According to a State Department report from the Bureau of Democracy, Human Rights and Labor from 2001:
Prior to the rise of the Taliban, women in Afghanistan were protected under law and increasingly afforded rights in Afghan society. Women received the right to vote in the 1920s; and as early as the 1960s, the Afghan constitution provided for equality for women. There was a mood of tolerance and openness as the country began moving toward democracy. Women were making important contributions to national development. In 1977, women comprised over 15% of Afghanistan’s highest legislative body. It is estimated that by the early 1990s, 70% of schoolteachers, 50% of government workers and university students, and 40% of doctors in Kabul were women. Afghan women had been active in humanitarian relief organizations until the Taliban imposed severe restrictions on their ability to work. These professional women provide a pool of talent and expertise that will be needed in the reconstruction of post-Taliban Afghanistan.
Even under Hamid Karzai’s government, with the recently approved Code of Conduct for women, all of the women shown in these photographs, taken in the ‘50s, ‘60s, and early ‘70s, could still can be faulted with improper behavior, according to clerics and government officials. 

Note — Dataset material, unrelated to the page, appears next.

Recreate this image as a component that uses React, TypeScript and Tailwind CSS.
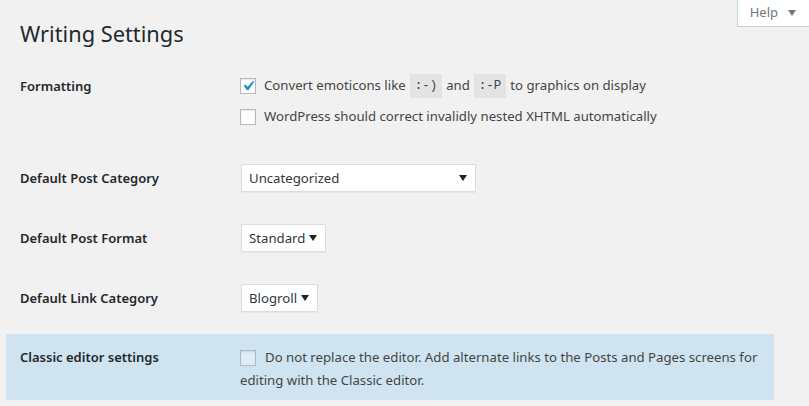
import React from "react";

const Caret = ({ className = "" }: { className?: string }) => (
  <svg width="8" height="6" viewBox="0 0 8 6" className={className}>
    <path d="M0 0 H8 L4 6 Z" fill="currentColor" />
  </svg>
);

const Checkbox = ({ checked = false, tint = false }: { checked?: boolean; tint?: boolean }) => (
  <span
    className={`inline-flex items-center justify-center w-4 h-4 border border-[#b4b9be] shrink-0 align-middle overflow-visible ${
      tint ? "bg-[#dbeef9]" : "bg-white"
    } shadow-[inset_0_1px_2px_rgba(0,0,0,0.1)]`}
  >
    {checked && (
      <svg width="20" height="20" viewBox="0 0 20 20" className="-m-[3px] shrink-0">
        <path d="M14.83 4.89l1.34.94-5.81 8.38H9.02L5.78 9.67l1.34-1.25 2.57 2.4z" fill="#1e8cbe" />
      </svg>
    )}
  </span>
);

const Select = ({ label, width }: { label: string; width: string }) => (
  <div
    className={`${width} h-[28px] bg-white border border-[#ddd] shadow-[0_1px_1px_rgba(0,0,0,0.04)] flex items-center justify-between pl-[7px] pr-[8px] text-[13.2px] text-[#32373c]`}
  >
    <span className="translate-y-[1px]">{label}</span>
    <Caret className="text-[#222]" />
  </div>
);

const Code = ({ children }: { children: React.ReactNode }) => (
  <code className="bg-[#e3e3e3] px-[5px] py-[3px] mx-[4px] text-[12.5px] text-[#444] font-['Liberation_Mono',monospace]">
    {children}
  </code>
);

export default function App() {
  return (
    <div className="min-h-[406px] bg-[#f1f1f1] font-['Noto_Sans',sans-serif] text-[#444] relative">
      <div className="absolute right-0 top-0 w-[72px] h-[27px] bg-white border-l border-b border-[#ccd0d4] flex items-center justify-end gap-[10px] pr-[13px] text-[13px] text-[#72777c]">
        <span>Help</span>
        <Caret className="text-[#72777c]" />
      </div>
      <div className="pl-[6px] pr-[35px]">
        <h1 className="pl-[14px] pt-[19px] h-[60px] text-[21.8px] leading-[29px] text-[#23282d] font-normal">
          Writing Settings
        </h1>

        <div className="flex pl-[14px] pt-[14px] pb-[20px]">
          <div className="w-[220px] h-[24px] flex items-center text-[13px] font-semibold text-[#23282d]">
            <span className="translate-y-[1px]">Formatting</span>
          </div>
          <div className="flex flex-col gap-[7px] text-[13.2px]">
            <div className="h-[24px] flex items-center">
              <Checkbox checked />
              <span className="ml-[8px]">Convert emoticons like</span>
              <Code>:-)</Code>
              <span>and</span>
              <Code>:-P</Code>
              <span>to graphics on display</span>
            </div>
            <div className="h-[24px] flex items-center">
              <Checkbox />
              <span className="ml-[8px]">WordPress should correct invalidly nested XHTML automatically</span>
            </div>
          </div>
        </div>

        {[
          { label: "Default Post Category", value: "Uncategorized", w: "w-[235px]" },
          { label: "Default Post Format", value: "Standard", w: "w-[85px]" },
          { label: "Default Link Category", value: "Blogroll", w: "w-[77px]" },
        ].map((r) => (
          <div key={r.label} className="flex pl-[14px] pt-[15px] pb-[17px]">
            <div className="w-[221px] h-[28px] flex items-center text-[13px] font-semibold text-[#23282d]">
              <span className="translate-y-[1px]">{r.label}</span>
            </div>
            <Select label={r.value} width={r.w} />
          </div>
        ))}

        <div className="mt-[5px] bg-[#cfe4f0] flex pl-[14px] pt-[12px] pb-[8px] h-[66px]">
          <div className="w-[220px] h-[23px] flex items-center text-[13px] font-semibold text-[#23282d]">
            Classic editor settings
          </div>
          <div className="flex-1 text-[13.2px] leading-[23px] pr-[10px]">
            <Checkbox tint />
            <span className="ml-[9px]">
              Do not replace the editor. Add alternate links to the Posts and Pages screens for editing with the
              Classic editor.
            </span>
          </div>
        </div>
      </div>
    </div>
  );
}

Mark Steyn writes (emphasis mine):

A few weeks back, I wrote:
At this point, Americans sigh wearily and shrug, "Afghanistan, the graveyard of empire," or sneer, "If they want to live in a seventh-century s***hole, f*** 'em." But neither assertion is true. Do five minutes' googling, and you'll find images from the Sixties and early Seventies of women in skirts above the knee listening to the latest Beatles releases in Kabul record stores.
Dangerous Minds has now assembled a collection of these photographs - not just Kabul coeds and teenyboppers but scientific researchers, too - from the Seventies, Sixties and Fifties, and they're well worth taking a look at, if only to understand the totality of our failure there. There's also a portrait of King Amanullah's consort, Queen Soraya, in the Twenties wearing a sleeveless gown that would get her stoned in 21st century Afghanistan. Amanullah was the emir who regained control of his country's foreign policy from the British, but he and his wife were more westernized than any of the would-be heirs to his throne today. Queen Soraya, a practising Muslim, nevertheless went around riding on horseback - which no unaccompanied woman can do in her country after 12 years as an American protectorate. As I said:
If it's too much to undo the barbarism of centuries, why could the supposed superpower not even return the country to the fitful civilization of the disco era? The American imperium has lasted over twice as long as the Taliban's rule — and yet, unlike them, we left no trace.
America and its allies have the best tanks, planes, and guns ...but no will and no strategy. And so the tanks, planes and guns count for naught. Our enemies have nothing but will. The consequences of this distinction extend well beyond Afghanistan.